THE MISSION

Welcome Mothers, Fathers, Grandmothers, Grandfathers, Aunts, Uncles, Cousins, Friends and anyone else who needs an ear...Please come with an open heart.

This is a place for anyone who has felt the loss of a child. Treat this as a communication haven regardless of how or when you felt your loss. My definition of loss: miscarriage at any stage, still birth regardless of week gestation, infant death at any month, and loss of a child even if your child was all grown up. For me they all hold the same root of devestation. None are more profound or more "easily" dealt with than another.

Please cry if you need to.
Please connect with others who are in your same space.
Please email me if you feel led to
Please comment so we know what you need
Please tell your story

Friday, July 31, 2009

A Decision Reached

First and foremost, a big thank you to all who commented on my last post.

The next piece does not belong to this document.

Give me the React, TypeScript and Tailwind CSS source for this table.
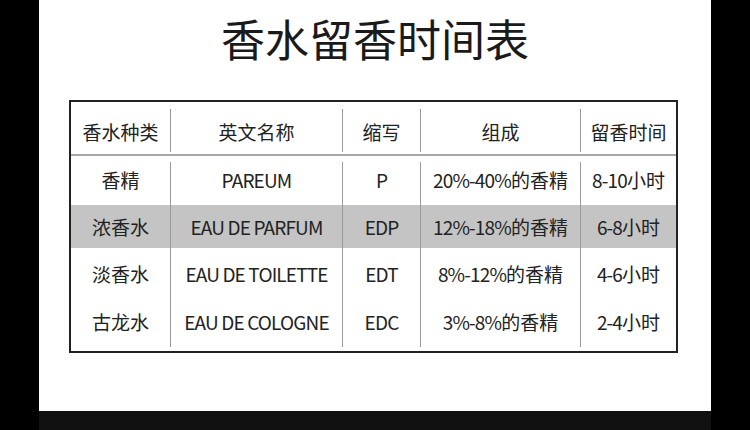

Your insights and opinions went a long way in the Share Southern Vermont board of directors making a decision regarding contact protocol after a loss.

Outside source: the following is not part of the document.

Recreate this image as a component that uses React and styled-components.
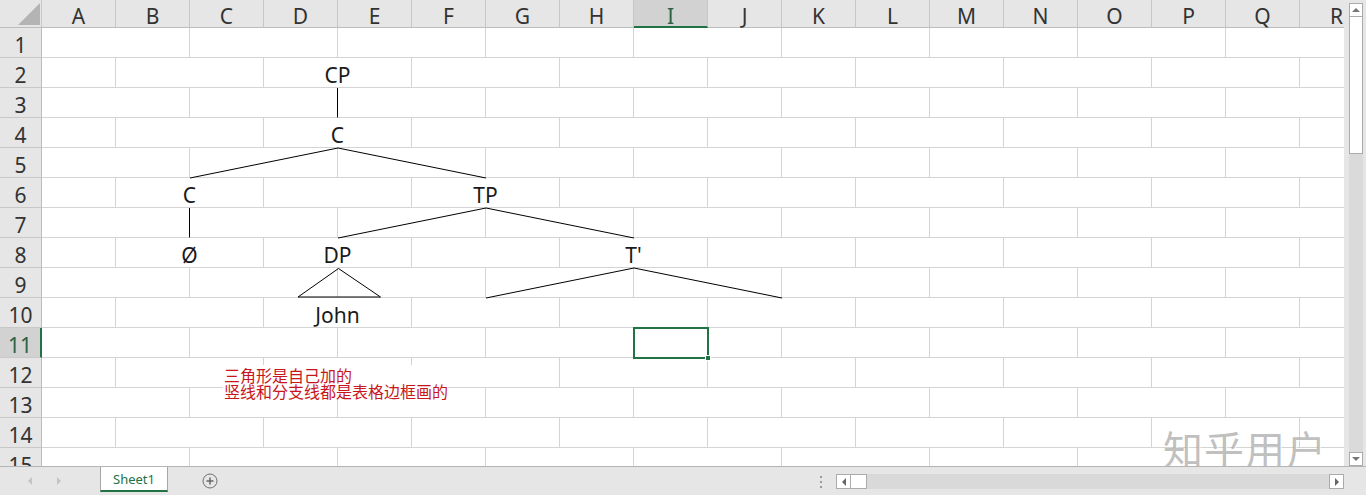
import React from 'react';
import styled, { createGlobalStyle } from 'styled-components';

const GREEN = '#217346';
const GRID = '#d4d4d4';
const HEAD_BG = '#e6e6e6';
const HEAD_SEL = '#d2d2d2';

const GlobalStyle = createGlobalStyle`
  html, body { margin: 0; padding: 0; background: #fff; }
  body { font-family: "Noto Sans", "Noto Sans CJK SC", sans-serif; }
  #root { width: 1366px; height: 495px; overflow: hidden; }
`;

const Root = styled.div`
  width: 1366px;
  height: 495px;
  display: flex;
  flex-direction: column;
  background: ${HEAD_BG};
  overflow: hidden;
`;

const Main = styled.div`
  display: flex;
  height: 466px;
  flex-shrink: 0;
`;

const Sheet = styled.div`
  position: relative;
  width: 1344px;
  height: 466px;
  flex-shrink: 0;
  overflow: hidden;
  background: #fff;
  display: flex;
  flex-direction: column;
`;

const HeaderRow = styled.div`
  display: flex;
  height: 28px;
  flex-shrink: 0;
`;

const Corner = styled.div`
  flex: 0 0 42px;
  height: 28px;
  box-sizing: border-box;
  background: ${HEAD_BG};
  border-right: 1px solid #c6c6c6;
  border-bottom: 1px solid #bdbdbd;
  display: flex;
  align-items: flex-end;
  justify-content: flex-end;
  padding: 0 1px 2px 0;
`;

const ColHead = styled.div`
  flex: 0 0 74px;
  height: 28px;
  box-sizing: border-box;
  background: ${p => (p.$sel ? HEAD_SEL : HEAD_BG)};
  border-right: 1px solid #c6c6c6;
  border-bottom: ${p => (p.$sel ? `2px solid ${GREEN}` : '1px solid #bdbdbd')};
  display: flex;
  align-items: center;
  justify-content: center;
  padding-top: ${p => (p.$sel ? 5 : 4)}px;
  font-size: 21px;
  line-height: 22px;
  color: ${p => (p.$sel ? '#2a6244' : '#333')};
`;

const Row = styled.div`
  display: flex;
  height: 30px;
  flex-shrink: 0;
`;

const RowHead = styled.div`
  flex: 0 0 42px;
  height: 30px;
  box-sizing: border-box;
  background: ${p => (p.$sel ? HEAD_SEL : HEAD_BG)};
  border-right: ${p => (p.$sel ? `2px solid ${GREEN}` : '1px solid #bdbdbd')};
  border-bottom: 1px solid #c8c8c8;
  display: flex;
  align-items: center;
  justify-content: center;
  padding-top: 6px;
  font-size: 21px;
  line-height: 23px;
  color: ${p => (p.$sel ? '#2a6244' : '#333')};
`;

const Cell = styled.div`
  position: relative;
  flex: 0 0 ${p => p.$span * 74}px;
  height: 30px;
  box-sizing: border-box;
  border-right: 1px solid ${p => (p.$edge ? '#000' : GRID)};
  border-bottom: 1px solid ${GRID};
  display: flex;
  align-items: center;
  justify-content: center;
  padding-top: 6px;
  font-size: 21px;
  line-height: 23px;
  color: #1a1a1a;
  white-space: nowrap;
`;

const Diag = styled.svg`
  position: absolute;
  left: 0;
  top: 0;
  width: calc(100% + 1px);
  height: calc(100% + 1px);
  overflow: visible;
  pointer-events: none;
`;

const SelBox = styled.div`
  position: absolute;
  left: 633px;
  top: 327px;
  width: 76px;
  height: 32px;
  box-sizing: border-box;
  border: 2px solid ${GREEN};
  pointer-events: none;
`;

const Handle = styled.div`
  position: absolute;
  left: 705px;
  top: 355px;
  width: 6px;
  height: 6px;
  box-sizing: border-box;
  background: ${GREEN};
  border: 1px solid #fff;
`;

const Shape = styled.svg`
  position: absolute;
  left: 297px;
  top: 268px;
  overflow: visible;
`;

const Note = styled.div`
  position: absolute;
  left: 223px;
  top: 365px;
  width: 225px;
  height: 33px;
  box-sizing: border-box;
  padding: 2px 0 0 1px;
  background: #fff;
  color: #c8161d;
  font-family: "Noto Sans CJK SC", "Noto Sans", sans-serif;
  font-size: 16px;
  line-height: 16px;
  white-space: nowrap;
`;

const Watermark = styled.div`
  position: absolute;
  left: 1163px;
  top: 428px;
  font-family: "Noto Sans CJK SC", sans-serif;
  font-size: 40px;
  line-height: 40px;
  color: rgba(150, 150, 150, 0.6);
  text-shadow: 1px 1px 0 rgba(255, 255, 255, 0.8);
  letter-spacing: 1px;
  pointer-events: none;
`;

/* vertical scrollbar */
const VScroll = styled.div`
  flex: 0 0 22px;
  height: 466px;
  box-sizing: border-box;
  padding: 3px 3px 0 5px;
  display: flex;
  flex-direction: column;
  background: ${HEAD_BG};
`;

const SBtn = styled.div`
  flex: 0 0 ${p => p.$h || 14}px;
  width: ${p => p.$w || 14}px;
  box-sizing: border-box;
  background: #fff;
  border: 1px solid #ababab;
  display: flex;
  align-items: center;
  justify-content: center;
`;

const VTrack = styled.div`
  flex: 1;
  display: flex;
  flex-direction: column;
  background: #dadada;
`;

const VThumb = styled.div`
  flex: 0 0 137px;
  box-sizing: border-box;
  background: #fff;
  border: 1px solid #ababab;
  border-top: none;
`;

const Tri = styled.span`
  width: 0;
  height: 0;
  border-style: solid;
  ${p =>
    p.$dir === 'up'
      ? `border-width: 0 4px 4px 4px; border-color: transparent transparent ${p.$c} transparent;`
      : p.$dir === 'down'
      ? `border-width: 4px 4px 0 4px; border-color: ${p.$c} transparent transparent transparent;`
      : p.$dir === 'left'
      ? `border-width: 4px 4px 4px 0; border-color: transparent ${p.$c} transparent transparent;`
      : `border-width: 4px 0 4px 4px; border-color: transparent transparent transparent ${p.$c};`}
`;

/* bottom bar */
const BottomBar = styled.div`
  height: 29px;
  box-sizing: border-box;
  border-top: 1px solid #b4b4b4;
  display: flex;
  align-items: flex-start;
  background: ${HEAD_BG};
`;

const Nav = styled.div`
  flex: 0 0 100px;
  height: 28px;
  box-sizing: border-box;
  padding-left: 15px;
  display: flex;
  align-items: center;
`;

const NavBtn = styled.div`
  flex: 0 0 29px;
  display: flex;
  justify-content: center;
`;

const Tab = styled.div`
  flex: 0 0 68px;
  height: 25px;
  box-sizing: border-box;
  background: #fff;
  border-left: 1px solid #a6a6a6;
  border-right: 1px solid #a6a6a6;
  border-bottom: 2px solid ${GREEN};
  display: flex;
  align-items: center;
  justify-content: center;
  color: ${GREEN};
  font-size: 13px;
`;

const AddBtn = styled.div`
  margin: 6px 0 0 34px;
  width: 16px;
  height: 16px;
  display: flex;
`;

const Dots = styled.div`
  margin: 9px 14px 0 auto;
  width: 3px;
  display: flex;
  flex-direction: column;
  align-items: center;
  gap: 3px;
`;

const Dot = styled.span`
  width: 2px;
  height: 2px;
  background: #9a9a9a;
`;

const HScroll = styled.div`
  flex: 0 0 508px;
  margin: 7px 22px 0 0;
  height: 15px;
  display: flex;
  background: #d9d9d9;
`;

const HThumb = styled.div`
  flex: 0 0 16px;
  box-sizing: border-box;
  background: #fff;
  border: 1px solid #ababab;
  border-left: none;
`;

const Fill = styled.div`
  flex: 1;
`;

const COLS = 'ABCDEFGHIJKLMNOPQR'.split('');
const ROWS = Array.from({ length: 15 }, (_, i) => i + 1);

const content = {
  2: { 2: 'CP' },
  4: { 2: 'C' },
  6: { 1: 'C', 3: 'TP' },
  8: { 1: 'Ø', 2: 'DP', 4: "T'" },
  10: { 2: 'John' },
};
const edges = { 3: { 1: true }, 7: { 0: true } };
const diags = {
  5: { 1: 'up', 2: 'down' },
  7: { 2: 'up', 3: 'down' },
  9: { 3: 'up', 4: 'down' },
};

function cellsFor(r) {
  const spans = r % 2 === 1 ? Array(9).fill(2) : [1, ...Array(8).fill(2), 2];
  return spans.map((span, k) => ({
    span,
    text: content[r] && content[r][k],
    edge: edges[r] && edges[r][k],
    diag: diags[r] && diags[r][k],
  }));
}

export default function App() {
  return (
    <>
      <GlobalStyle />
      <Root>
        <Main>
          <Sheet>
            <HeaderRow>
              <Corner>
                <svg width="22" height="22" viewBox="0 0 22 22">
                  <polygon points="22,0 22,22 0,22" fill="#b4b4b4" />
                </svg>
              </Corner>
              {COLS.map(c => (
                <ColHead key={c} $sel={c === 'I'}>{c}</ColHead>
              ))}
            </HeaderRow>
            {ROWS.map(r => (
              <Row key={r}>
                <RowHead $sel={r === 11}>{r}</RowHead>
                {cellsFor(r).map((c, k) => (
                  <Cell key={k} $span={c.span} $edge={c.edge}>
                    {c.text}
                    {c.diag && (
                      <Diag viewBox="0 0 148 30" preserveAspectRatio="none">
                        <line
                          x1="0"
                          y1={c.diag === 'up' ? 30 : 0}
                          x2="148"
                          y2={c.diag === 'up' ? 0 : 30}
                          stroke="#000"
                          strokeWidth="1"
                          vectorEffect="non-scaling-stroke"
                        />
                      </Diag>
                    )}
                  </Cell>
                ))}
              </Row>
            ))}
            <Shape width="85" height="31" viewBox="0 0 85 31">
              <polygon points="41.5,0.5 1,29 83.5,29" fill="none" stroke="#000" strokeWidth="1" />
            </Shape>
            <Note>
              三角形是自己加的
              <br />
              竖线和分支线都是表格边框画的
            </Note>
            <SelBox />
            <Handle />
            <Watermark>知乎用户</Watermark>
          </Sheet>
          <VScroll>
            <SBtn>
              <Tri $dir="up" $c="#777" />
            </SBtn>
            <VTrack>
              <VThumb />
            </VTrack>
            <SBtn>
              <Tri $dir="down" $c="#777" />
            </SBtn>
          </VScroll>
        </Main>
        <BottomBar>
          <Nav>
            <NavBtn>
              <Tri $dir="left" $c="#c4c4c4" />
            </NavBtn>
            <NavBtn>
              <Tri $dir="right" $c="#c4c4c4" />
            </NavBtn>
          </Nav>
          <Tab>Sheet1</Tab>
          <AddBtn>
            <svg width="16" height="16" viewBox="0 0 16 16">
              <circle cx="8" cy="8" r="7" fill="none" stroke="#707070" strokeWidth="1" />
              <line x1="8" y1="4.5" x2="8" y2="11.5" stroke="#606060" strokeWidth="1.4" />
              <line x1="4.5" y1="8" x2="11.5" y2="8" stroke="#606060" strokeWidth="1.4" />
            </svg>
          </AddBtn>
          <Dots>
            <Dot />
            <Dot />
            <Dot />
          </Dots>
          <HScroll>
            <SBtn $h={15} $w={14}>
              <Tri $dir="left" $c="#666" />
            </SBtn>
            <HThumb />
            <Fill />
            <SBtn $h={15} $w={14}>
              <Tri $dir="right" $c="#666" />
            </SBtn>
          </HScroll>
        </BottomBar>
      </Root>
    </>
  );
}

If you requested a shirt, know that I will send those out tomorrow morning. If you insited on making a donation...thanks. Our smiles get bigger knowing how you support our efforts.

I do plan on replying to each of you, in due time, but time seems to be my enemy lately. The summer rush seems to have begun. You know, the how-much-fun-and-day-camps-can-we-cram-in-before-school-starts rush?

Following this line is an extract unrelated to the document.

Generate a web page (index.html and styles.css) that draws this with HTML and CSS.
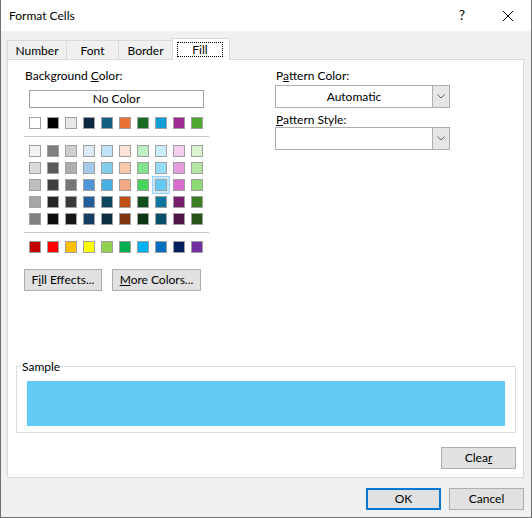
FILE: index.html
```html
<!DOCTYPE html>
<html lang="en">
<head>
<meta charset="utf-8">
<title>Format Cells</title>
<link rel="stylesheet" href="styles.css">
</head>
<body>
<div class="window">
  <div class="titlebar">
    <div class="title">Format Cells</div>
    <div class="tb-btn help">?</div>
    <div class="tb-btn close"><svg width="10" height="10" viewBox="0 0 10 10"><path d="M0 0L10 10M10 0L0 10" stroke="#000" stroke-width="1" fill="none"/></svg></div>
  </div>
  <div class="client">
    <div class="tabs">
      <div class="tab t-number">Number</div>
      <div class="tab t-font">Font</div>
      <div class="tab t-border">Border</div>
      <div class="tab active"><div class="focus">Fill</div></div>
    </div>
    <div class="panel">
      <div class="top">
        <div class="bgcol">
          <div class="label">Background <u>C</u>olor:</div>
          <div class="nocolor">No Color</div>
          <div class="swrow first">
            <span class="sw" style="background:#ffffff"></span><span class="sw" style="background:#000000"></span><span class="sw" style="background:#e8e8e8"></span><span class="sw" style="background:#0e2841"></span><span class="sw" style="background:#156082"></span><span class="sw" style="background:#e97132"></span><span class="sw" style="background:#196b24"></span><span class="sw" style="background:#0f9ed5"></span><span class="sw" style="background:#a02b93"></span><span class="sw" style="background:#4ea72e"></span>
          </div>
          <div class="sep"></div>
          <div class="grid">
            <div class="swrow">
              <span class="sw" style="background:#f2f2f2"></span><span class="sw" style="background:#7f7f7f"></span><span class="sw" style="background:#d0d0d0"></span><span class="sw" style="background:#dceaf7"></span><span class="sw" style="background:#c0e4f5"></span><span class="sw" style="background:#fbe3d6"></span><span class="sw" style="background:#c1f0c8"></span><span class="sw" style="background:#caeefb"></span><span class="sw" style="background:#f2ceef"></span><span class="sw" style="background:#d9f2d0"></span>
            </div>
            <div class="swrow">
              <span class="sw" style="background:#d9d9d9"></span><span class="sw" style="background:#595959"></span><span class="sw" style="background:#adadad"></span><span class="sw" style="background:#a6c9ec"></span><span class="sw" style="background:#83cceb"></span><span class="sw" style="background:#f7c7ac"></span><span class="sw" style="background:#83e28e"></span><span class="sw" style="background:#95dcf8"></span><span class="sw" style="background:#e49edd"></span><span class="sw" style="background:#b4e5a2"></span>
            </div>
            <div class="swrow">
              <span class="sw" style="background:#bfbfbf"></span><span class="sw" style="background:#404040"></span><span class="sw" style="background:#757575"></span><span class="sw" style="background:#4e95d9"></span><span class="sw" style="background:#45b0e1"></span><span class="sw" style="background:#f1a983"></span><span class="sw" style="background:#47d45a"></span><span class="sw selected" style="background:#61cbf3"></span><span class="sw" style="background:#d86dcd"></span><span class="sw" style="background:#8ed973"></span>
            </div>
            <div class="swrow">
              <span class="sw" style="background:#a6a6a6"></span><span class="sw" style="background:#262626"></span><span class="sw" style="background:#3a3a3a"></span><span class="sw" style="background:#215f9a"></span><span class="sw" style="background:#0f4761"></span><span class="sw" style="background:#c04f15"></span><span class="sw" style="background:#124f1a"></span><span class="sw" style="background:#0b769f"></span><span class="sw" style="background:#77206d"></span><span class="sw" style="background:#3a7d22"></span>
            </div>
            <div class="swrow">
              <span class="sw" style="background:#808080"></span><span class="sw" style="background:#0d0d0d"></span><span class="sw" style="background:#171717"></span><span class="sw" style="background:#153d64"></span><span class="sw" style="background:#0a2f40"></span><span class="sw" style="background:#80340e"></span><span class="sw" style="background:#0c3511"></span><span class="sw" style="background:#074f6a"></span><span class="sw" style="background:#4f1548"></span><span class="sw" style="background:#275317"></span>
            </div>
          </div>
          <div class="sep"></div>
          <div class="swrow std">
            <span class="sw" style="background:#c00000"></span><span class="sw" style="background:#ff0000"></span><span class="sw" style="background:#ffc000"></span><span class="sw" style="background:#ffff00"></span><span class="sw" style="background:#92d050"></span><span class="sw" style="background:#00b050"></span><span class="sw" style="background:#00b0f0"></span><span class="sw" style="background:#0070c0"></span><span class="sw" style="background:#002060"></span><span class="sw" style="background:#7030a0"></span>
          </div>
          <div class="btnrow">
            <button class="btn b-fill">F<u>i</u>ll Effects...</button>
            <button class="btn b-more"><u>M</u>ore Colors...</button>
          </div>
        </div>
        <div class="patcol">
          <div class="label">P<u>a</u>ttern Color:</div>
          <div class="combo c1">
            <div class="val">Automatic</div>
            <div class="arrow"><svg width="8" height="5" viewBox="0 0 8 5"><path d="M0.5 0.5L4 4L7.5 0.5" stroke="#606060" stroke-width="1" fill="none"/></svg></div>
          </div>
          <div class="label l2"><u>P</u>attern Style:</div>
          <div class="combo">
            <div class="val"></div>
            <div class="arrow"><svg width="8" height="5" viewBox="0 0 8 5"><path d="M0.5 0.5L4 4L7.5 0.5" stroke="#606060" stroke-width="1" fill="none"/></svg></div>
          </div>
        </div>
      </div>
      <fieldset class="sample">
        <legend>Sample</legend>
        <div class="samplefill"></div>
      </fieldset>
      <div class="clearrow">
        <button class="btn">Clea<u>r</u></button>
      </div>
    </div>
    <div class="footer">
      <button class="btn ok">OK</button>
      <button class="btn">Cancel</button>
    </div>
  </div>
</div>
</body>
</html>
```

FILE: styles.css
```css
* { box-sizing: border-box; }
html, body { margin: 0; padding: 0; background: #ffffff; }
body {
  font-family: Lato, "Liberation Sans", sans-serif;
  font-size: 12px;
  line-height: 15px;
  color: #000;
}
u { text-underline-offset: 1px; }

.window {
  width: 532px;
  height: 518px;
  border: 1px solid #6f6f6f;
  border-top: 0;
  background: #f0f0f0;
  display: flex;
  flex-direction: column;
}

.titlebar {
  height: 31px;
  background: #fff;
  display: flex;
  flex: none;
}
.title { flex: 1; padding: 8px 0 0 8px; }
.tb-btn {
  width: 46px;
  height: 31px;
  display: flex;
  align-items: center;
  justify-content: center;
}
.help { font-size: 14px; padding-bottom: 2px; }

.client { flex: 1; padding: 7px 7px 0 6px; }

.tabs { display: flex; align-items: flex-end; height: 21px; }
.tab {
  height: 19px;
  border: 1px solid #d9d9d9;
  border-right: 0;
  border-bottom: 0;
  text-align: center;
  padding-top: 2px;
}
.t-number { width: 59px; }
.t-font { width: 52px; }
.t-border { width: 54px; }
.tab.active {
  width: 58px;
  height: 22px;
  margin-bottom: -1px;
  background: #fff;
  border-right: 1px solid #d9d9d9;
  padding: 3px 6px 0 4px;
  position: relative;
  z-index: 1;
}
.focus { border: 1px dotted #000; height: 15px; line-height: 13px; }

.panel {
  background: #fff;
  border: 1px solid #d9d9d9;
  padding: 0 7px 8px 8px;
}

.top { display: flex; align-items: flex-start; }
.bgcol { margin-left: 8px; width: 185px; padding-top: 8px; }
.label { padding-left: 1px; height: 15px; }
.nocolor {
  margin: 7px 0 0 5px;
  width: 175px;
  height: 18px;
  border: 1px solid #a0a0a0;
  background: #fff;
  text-align: center;
  line-height: 16px;
}
.swrow { display: flex; gap: 6px; padding-left: 5px; }
.swrow.first { margin-top: 9px; }
.sw {
  width: 12px;
  height: 12px;
  border: 1px solid #a0a0a0;
  flex: none;
}
.sw.selected { box-shadow: 0 0 0 2px #cce8ff, 0 0 0 3px #99d1ff; }
.sep { height: 1px; background: #c8c8c8; margin-top: 7px; }
.grid { display: flex; flex-direction: column; gap: 5px; margin-top: 8px; }
.swrow.std { margin-top: 8px; }

.btnrow { display: flex; gap: 10px; margin-top: 16px; }
.btn {
  font: inherit;
  color: #000;
  height: 22px;
  padding: 0;
  line-height: 20px;
  background: #e1e1e1;
  border: 1px solid #adadad;
  width: 75px;
  text-align: center;
}
.b-fill { width: 78px; }
.b-more { width: 89px; }

.patcol { margin-left: 66px; width: 175px; padding-top: 8px; }
.combo {
  display: flex;
  width: 175px;
  height: 23px;
  border: 1px solid #adadad;
  background: #fff;
}
.combo.c1 { margin-top: 2px; }
.label.l2 { margin-top: 4px; }
.combo .val { flex: 1; text-align: center; line-height: 21px; }
.combo .arrow {
  width: 17px;
  border-left: 1px solid #adadad;
  background: #e6e6e6;
  display: flex;
  align-items: center;
  justify-content: center;
}

.sample {
  margin: 68px 0 0 0;
  width: 500px;
  min-width: 0;
  border: 1px solid #dcdcdc;
  padding: 7px 10px 6px 10px;
}
.sample legend { padding: 0 1px; margin-left: -6px; line-height: 15px; }
.samplefill { height: 45px; background: #61cbf3; }

.clearrow { display: flex; justify-content: flex-end; margin-top: 14px; }

.footer { display: flex; justify-content: flex-end; gap: 8px; margin-top: 10px; }
.btn.ok { border: 2px solid #0078d7; line-height: 18px; }
```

In any case, as you took the time to give your well-earned reccomendations I thought I would do the same to report our verdict.

The board met last Monday night. Our main concern was balancing offers of support without being to pushy or crossing over privacy lines. We also wanted to be consistant with our approach so each new family received the same opportunities to respond as the next.

Here is what we decided. We will contact families:

1. At time of loss. This will be done either at the memorial / funeral or by mail if we aren't aware of the loss until afterwards. The packet will be identical to that we proposed to the hospital so we know the families are receiving our information. (we are still fighting hard to create a working realationship with the hospital...but with very little results)

2. One Month Later: via phone call or email, whichever we have been given permission to use. During this call we will offer whatever support they feel ready for, as well as a memory box if they weren't already given one from the hospital they delivered at. We will also inquire how the family would like us to continue reaching out in the coming months.

3. (If we don't hear back) Six Months Later: via phone call or email. Just checking in to see how they are doing and if we can be of any assistance at the time.

4. One Year Anniversary: Via regular mail. We are currently voting on an appropriate card to send to the family, marking the day and making sure they know someone out there remembers with them.

Obviously, the best case result is that one of our initial outreaches results in the family coming to the monthly support group and working through their grief in the company of others living the same hell.

So -- again, many thanks to each of you for weighing in. We owe you a great deal.

Oh, and if you have a line on compassionate grief cards sold in bulk at a resonable price, feel free to email me with that info!!!

In Grief, Love and Hope

Cara

3 comments:

Martha@A Sense of Humor is Essential said...

Thanks for the feedback, Cara. I will be sending a donation for my tshirt too.

Barbara said...

Ah Cara, that sounds perfect. I wish I'd had that sort of support.

xxx

Michelle said...

That is so great Cara! I think what you decided will be right on and will be such a valuable resource for the people who have suffered such great loss. I wish everyone, every where could get this kind of support!